- _WRITTEN REQUEST_
Using the entries that follow, collect the lines where the word "React" appears.

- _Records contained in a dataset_
----------------------------------------
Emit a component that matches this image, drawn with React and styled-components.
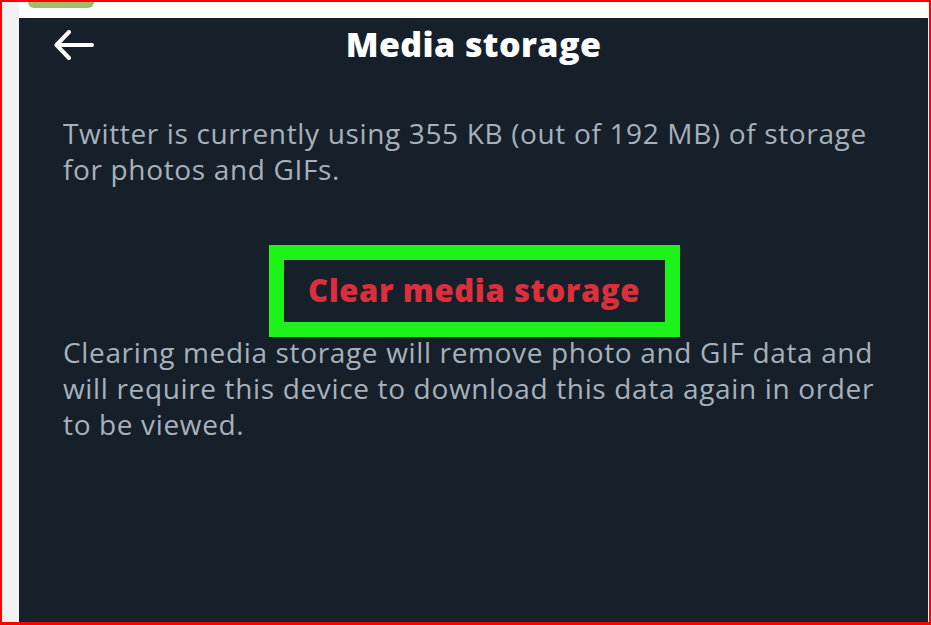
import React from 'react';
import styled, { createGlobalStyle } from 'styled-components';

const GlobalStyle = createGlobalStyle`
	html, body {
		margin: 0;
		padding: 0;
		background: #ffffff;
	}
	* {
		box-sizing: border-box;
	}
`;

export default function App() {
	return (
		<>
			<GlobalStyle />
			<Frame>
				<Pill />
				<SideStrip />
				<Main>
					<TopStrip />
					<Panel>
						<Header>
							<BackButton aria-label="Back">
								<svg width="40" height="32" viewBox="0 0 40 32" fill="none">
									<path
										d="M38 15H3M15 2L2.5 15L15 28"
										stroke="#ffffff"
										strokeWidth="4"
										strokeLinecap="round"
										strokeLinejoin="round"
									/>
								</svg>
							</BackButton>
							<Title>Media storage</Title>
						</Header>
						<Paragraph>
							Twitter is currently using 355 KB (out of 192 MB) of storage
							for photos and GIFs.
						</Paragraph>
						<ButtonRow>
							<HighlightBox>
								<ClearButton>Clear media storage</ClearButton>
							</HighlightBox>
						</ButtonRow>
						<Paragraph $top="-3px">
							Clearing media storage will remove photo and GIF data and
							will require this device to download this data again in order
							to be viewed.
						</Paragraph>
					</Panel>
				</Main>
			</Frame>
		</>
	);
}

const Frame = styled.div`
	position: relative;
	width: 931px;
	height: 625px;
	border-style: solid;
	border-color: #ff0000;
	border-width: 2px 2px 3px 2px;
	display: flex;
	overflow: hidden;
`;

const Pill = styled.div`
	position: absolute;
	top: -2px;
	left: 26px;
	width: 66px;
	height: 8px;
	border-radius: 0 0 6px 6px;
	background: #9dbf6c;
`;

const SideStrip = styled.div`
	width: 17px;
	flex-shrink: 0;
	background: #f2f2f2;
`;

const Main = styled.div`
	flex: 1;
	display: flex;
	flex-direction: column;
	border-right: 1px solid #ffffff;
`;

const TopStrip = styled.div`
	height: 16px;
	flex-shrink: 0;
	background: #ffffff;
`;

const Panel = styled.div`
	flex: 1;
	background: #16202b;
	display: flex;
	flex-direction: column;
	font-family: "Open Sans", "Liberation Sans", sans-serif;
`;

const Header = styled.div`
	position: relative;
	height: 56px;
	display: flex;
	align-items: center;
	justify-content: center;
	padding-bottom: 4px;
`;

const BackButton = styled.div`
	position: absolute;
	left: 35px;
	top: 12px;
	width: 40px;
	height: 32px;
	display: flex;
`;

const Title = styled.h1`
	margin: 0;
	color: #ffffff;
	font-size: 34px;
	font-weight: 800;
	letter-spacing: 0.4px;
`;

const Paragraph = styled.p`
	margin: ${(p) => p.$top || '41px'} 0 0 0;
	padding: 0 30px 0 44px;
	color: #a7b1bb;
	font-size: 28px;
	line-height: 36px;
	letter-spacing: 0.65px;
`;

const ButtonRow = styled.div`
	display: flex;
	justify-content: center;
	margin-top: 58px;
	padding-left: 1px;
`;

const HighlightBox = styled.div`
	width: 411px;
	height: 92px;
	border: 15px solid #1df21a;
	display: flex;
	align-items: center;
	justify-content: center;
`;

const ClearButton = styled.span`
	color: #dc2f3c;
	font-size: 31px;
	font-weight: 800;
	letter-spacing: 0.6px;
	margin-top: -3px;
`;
----------------------------------------
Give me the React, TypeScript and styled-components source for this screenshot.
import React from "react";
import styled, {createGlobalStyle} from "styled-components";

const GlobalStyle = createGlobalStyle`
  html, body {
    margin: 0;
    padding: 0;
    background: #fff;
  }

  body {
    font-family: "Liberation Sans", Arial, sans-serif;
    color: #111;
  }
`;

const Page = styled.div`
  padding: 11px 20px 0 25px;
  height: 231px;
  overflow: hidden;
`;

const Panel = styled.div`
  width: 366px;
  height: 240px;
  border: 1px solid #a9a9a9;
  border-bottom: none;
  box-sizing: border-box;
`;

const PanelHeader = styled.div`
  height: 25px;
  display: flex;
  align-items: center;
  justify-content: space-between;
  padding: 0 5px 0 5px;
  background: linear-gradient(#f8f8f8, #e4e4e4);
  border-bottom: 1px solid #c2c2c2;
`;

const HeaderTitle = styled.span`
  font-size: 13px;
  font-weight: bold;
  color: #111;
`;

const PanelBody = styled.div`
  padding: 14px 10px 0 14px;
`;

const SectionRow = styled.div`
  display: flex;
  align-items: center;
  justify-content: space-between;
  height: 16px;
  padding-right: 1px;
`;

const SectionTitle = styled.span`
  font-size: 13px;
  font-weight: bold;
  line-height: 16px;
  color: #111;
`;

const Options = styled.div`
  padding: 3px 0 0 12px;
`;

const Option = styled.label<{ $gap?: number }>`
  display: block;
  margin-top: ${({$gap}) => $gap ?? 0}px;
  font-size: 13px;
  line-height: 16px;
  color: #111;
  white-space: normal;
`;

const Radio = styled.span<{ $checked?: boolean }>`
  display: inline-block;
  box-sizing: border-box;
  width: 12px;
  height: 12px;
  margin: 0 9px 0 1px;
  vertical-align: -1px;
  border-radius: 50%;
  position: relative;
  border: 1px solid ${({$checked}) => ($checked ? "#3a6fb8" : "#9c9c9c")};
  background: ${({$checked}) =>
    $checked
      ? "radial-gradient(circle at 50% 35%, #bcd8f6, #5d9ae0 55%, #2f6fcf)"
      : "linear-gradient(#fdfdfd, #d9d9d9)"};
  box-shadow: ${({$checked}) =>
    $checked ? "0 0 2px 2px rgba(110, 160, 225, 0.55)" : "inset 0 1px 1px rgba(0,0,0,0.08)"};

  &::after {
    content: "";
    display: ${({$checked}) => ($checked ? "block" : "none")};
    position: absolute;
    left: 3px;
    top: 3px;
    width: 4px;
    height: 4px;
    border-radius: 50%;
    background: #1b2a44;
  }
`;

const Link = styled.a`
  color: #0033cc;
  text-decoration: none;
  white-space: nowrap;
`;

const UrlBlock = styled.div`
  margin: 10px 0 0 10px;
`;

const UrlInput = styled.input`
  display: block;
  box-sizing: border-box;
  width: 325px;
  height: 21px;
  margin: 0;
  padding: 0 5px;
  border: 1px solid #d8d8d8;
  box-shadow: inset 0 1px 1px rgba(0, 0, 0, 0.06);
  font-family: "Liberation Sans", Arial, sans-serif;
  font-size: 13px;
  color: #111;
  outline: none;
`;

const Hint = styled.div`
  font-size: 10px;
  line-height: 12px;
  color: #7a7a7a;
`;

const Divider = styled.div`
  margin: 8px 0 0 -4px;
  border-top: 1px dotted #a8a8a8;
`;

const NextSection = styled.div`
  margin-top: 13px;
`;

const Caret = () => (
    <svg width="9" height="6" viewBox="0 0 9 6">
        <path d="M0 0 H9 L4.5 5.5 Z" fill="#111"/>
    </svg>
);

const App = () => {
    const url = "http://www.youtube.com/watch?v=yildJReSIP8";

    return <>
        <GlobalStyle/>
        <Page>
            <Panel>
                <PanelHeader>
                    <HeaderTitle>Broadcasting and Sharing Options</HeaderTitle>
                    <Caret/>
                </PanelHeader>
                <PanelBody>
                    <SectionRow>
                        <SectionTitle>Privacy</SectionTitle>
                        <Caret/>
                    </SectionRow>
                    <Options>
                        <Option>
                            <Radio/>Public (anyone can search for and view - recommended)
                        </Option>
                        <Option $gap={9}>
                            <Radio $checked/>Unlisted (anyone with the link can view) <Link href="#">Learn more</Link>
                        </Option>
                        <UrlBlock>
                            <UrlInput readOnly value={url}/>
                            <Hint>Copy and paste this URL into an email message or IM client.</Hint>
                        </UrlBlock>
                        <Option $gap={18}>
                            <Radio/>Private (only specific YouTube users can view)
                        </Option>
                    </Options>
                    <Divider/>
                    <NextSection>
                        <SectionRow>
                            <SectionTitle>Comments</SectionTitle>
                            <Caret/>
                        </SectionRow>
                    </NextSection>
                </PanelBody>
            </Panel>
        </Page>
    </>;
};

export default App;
----------------------------------------
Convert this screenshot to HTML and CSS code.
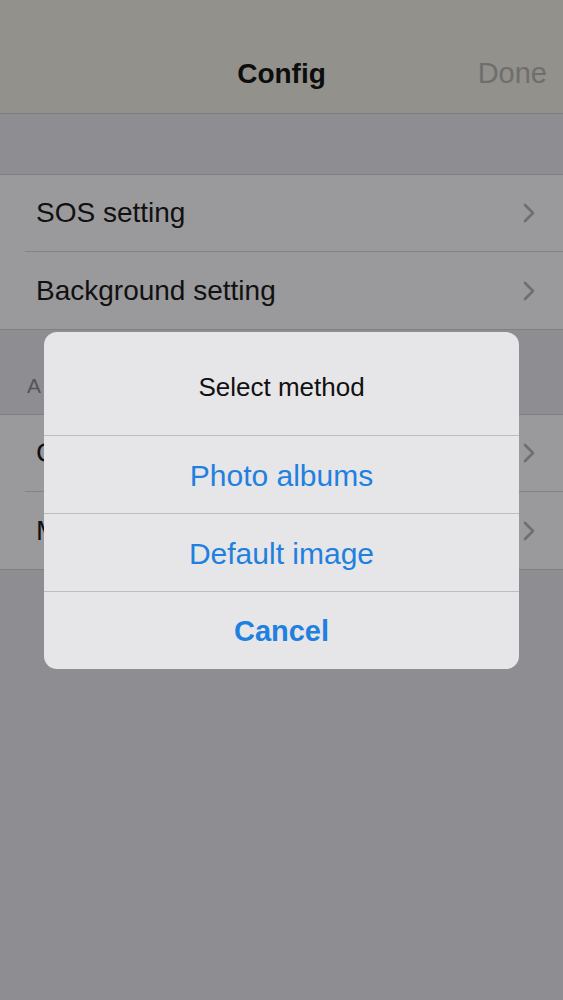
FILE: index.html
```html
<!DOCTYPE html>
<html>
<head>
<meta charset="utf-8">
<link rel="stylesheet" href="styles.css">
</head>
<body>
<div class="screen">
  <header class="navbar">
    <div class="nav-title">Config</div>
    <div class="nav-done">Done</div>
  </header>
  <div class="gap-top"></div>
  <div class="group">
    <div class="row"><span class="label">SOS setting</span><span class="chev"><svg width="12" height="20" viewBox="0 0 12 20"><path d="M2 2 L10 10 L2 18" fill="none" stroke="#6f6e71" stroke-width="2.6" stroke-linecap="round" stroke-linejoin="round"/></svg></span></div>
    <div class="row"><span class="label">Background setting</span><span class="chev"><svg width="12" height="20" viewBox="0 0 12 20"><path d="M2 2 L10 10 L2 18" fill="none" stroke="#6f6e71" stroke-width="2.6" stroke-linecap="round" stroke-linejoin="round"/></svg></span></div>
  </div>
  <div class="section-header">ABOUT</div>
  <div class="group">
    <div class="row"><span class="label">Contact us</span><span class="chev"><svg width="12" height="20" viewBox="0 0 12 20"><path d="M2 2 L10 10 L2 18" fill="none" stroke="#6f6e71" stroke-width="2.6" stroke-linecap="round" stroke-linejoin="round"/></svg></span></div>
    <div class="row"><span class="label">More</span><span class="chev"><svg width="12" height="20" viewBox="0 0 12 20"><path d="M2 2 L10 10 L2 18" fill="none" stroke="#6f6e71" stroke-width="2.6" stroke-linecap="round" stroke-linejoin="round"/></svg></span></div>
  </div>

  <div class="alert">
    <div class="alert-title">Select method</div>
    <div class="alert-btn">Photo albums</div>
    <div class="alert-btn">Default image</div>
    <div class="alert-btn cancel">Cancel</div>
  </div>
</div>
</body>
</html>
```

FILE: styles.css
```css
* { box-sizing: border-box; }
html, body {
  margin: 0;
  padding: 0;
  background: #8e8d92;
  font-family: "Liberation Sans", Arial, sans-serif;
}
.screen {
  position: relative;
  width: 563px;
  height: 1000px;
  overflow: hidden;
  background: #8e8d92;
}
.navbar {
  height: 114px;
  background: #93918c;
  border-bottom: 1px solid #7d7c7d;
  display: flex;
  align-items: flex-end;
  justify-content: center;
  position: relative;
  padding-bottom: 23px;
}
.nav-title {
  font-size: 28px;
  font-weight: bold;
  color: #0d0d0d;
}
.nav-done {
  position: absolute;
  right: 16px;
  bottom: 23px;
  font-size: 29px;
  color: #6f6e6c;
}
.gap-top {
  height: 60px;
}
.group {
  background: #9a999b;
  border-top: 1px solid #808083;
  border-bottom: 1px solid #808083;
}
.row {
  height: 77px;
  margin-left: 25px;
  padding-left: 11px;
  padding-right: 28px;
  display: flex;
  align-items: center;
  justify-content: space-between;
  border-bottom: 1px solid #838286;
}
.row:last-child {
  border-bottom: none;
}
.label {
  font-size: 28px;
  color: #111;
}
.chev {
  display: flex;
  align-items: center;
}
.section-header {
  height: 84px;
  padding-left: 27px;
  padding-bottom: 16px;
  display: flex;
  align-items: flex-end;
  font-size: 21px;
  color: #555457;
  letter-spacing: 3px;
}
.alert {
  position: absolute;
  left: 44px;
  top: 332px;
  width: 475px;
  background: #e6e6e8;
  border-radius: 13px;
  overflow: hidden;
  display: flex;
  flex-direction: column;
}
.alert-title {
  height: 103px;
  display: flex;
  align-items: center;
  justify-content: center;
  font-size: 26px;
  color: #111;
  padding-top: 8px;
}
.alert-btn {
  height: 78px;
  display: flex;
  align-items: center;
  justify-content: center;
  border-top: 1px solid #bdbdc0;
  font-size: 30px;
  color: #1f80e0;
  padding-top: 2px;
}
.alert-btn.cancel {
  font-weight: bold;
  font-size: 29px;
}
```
----------------------------------------
- _RESULT_
Emit a component that matches this image, drawn with React and styled-components.
import React from 'react';
Give me the React, TypeScript and styled-components source for this screenshot.
import React from "react";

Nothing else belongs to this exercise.